Sunday, May 1, 2011

Algebra view point on computation ??

Today I was trying to make a theoretical model for my peer to peer network simulator. Basically its a network of peers which is modified each loop according to certain rules (either random peer sampling or according to similarity-based clustering). The network is modeled as an adjacency matrix and to modify this matrix I may multiply it by a certain matrix; since the network is closed then it is possible to utilize a permutation matrix for that (peers exchange neighbors with each others). I also use a randomization matrix between each two operations to account for randomness in choice. So if we denote the network (adjacency matrix of the network graph) at cycle $n$ as $G(n)$, then the operation that happens in each cycle of the simulation is $$G(n+1) \leftarrow E \times R \times G(n) .$$ Where $R$ is the random permutation matrix and $E$ is the exchange matrix.
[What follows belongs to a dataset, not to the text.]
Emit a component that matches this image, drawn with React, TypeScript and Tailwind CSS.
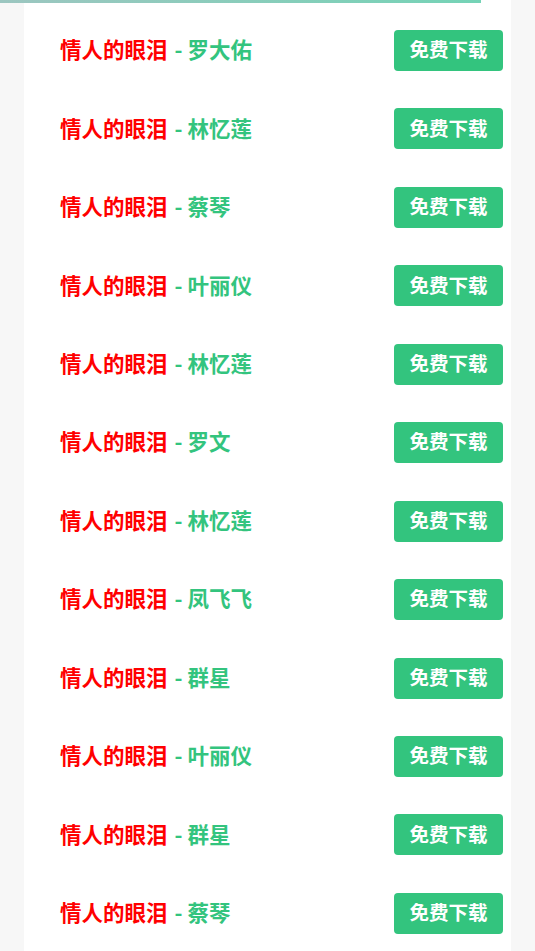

Okay, here comes an observation. Matrix multiplication is not commutative, and hence it allows us to express a sequence of operations (operators) and to express an adaptive computation. So it was fair enough to ask my self a question, non-commutativity actually added more power in this case, unlike the view common in algebras where it gets less interesting as you lose properties. So I though, what if I use Cayley-Dickson construction to make a higher algebra that is not even associative ? What would we get ? Well, I am not if this will be clear to you but I can clearly see that this allows us easily to express a tree, not just a sequence, of operations. The nature of operations might be different than a permutation or rotation, I am not sure of that, but the open question now is since a tree resembles recursion (in some sense), then could this allow us to construct a sort of universal recursive function (which would be turing-complete) ? Even more interestingly, can we construct a certain algebra in such a way to express all and only all such computations that can recognize a certain language, i.e. given a class of languages or a turing machine that recognizes them, can we construct an algebra equivalent to this machine ?

Why would this be interesting ? well, one reason that might occur to me is that if we were able to explicitly construct an algebra for $P$ and another for $NP$ then we might have another way to attack the famous $P=NP$ problem, which would then be equivalent to whether the two algebras are equivalent. This might be an interesting research direction for me, and in fact, I wrote this article as a sort of a TODO to remind me of this idea later when I finish my PhD and be able to pursue a research direction of my own. Thanks for reading and any comments or references are welcome!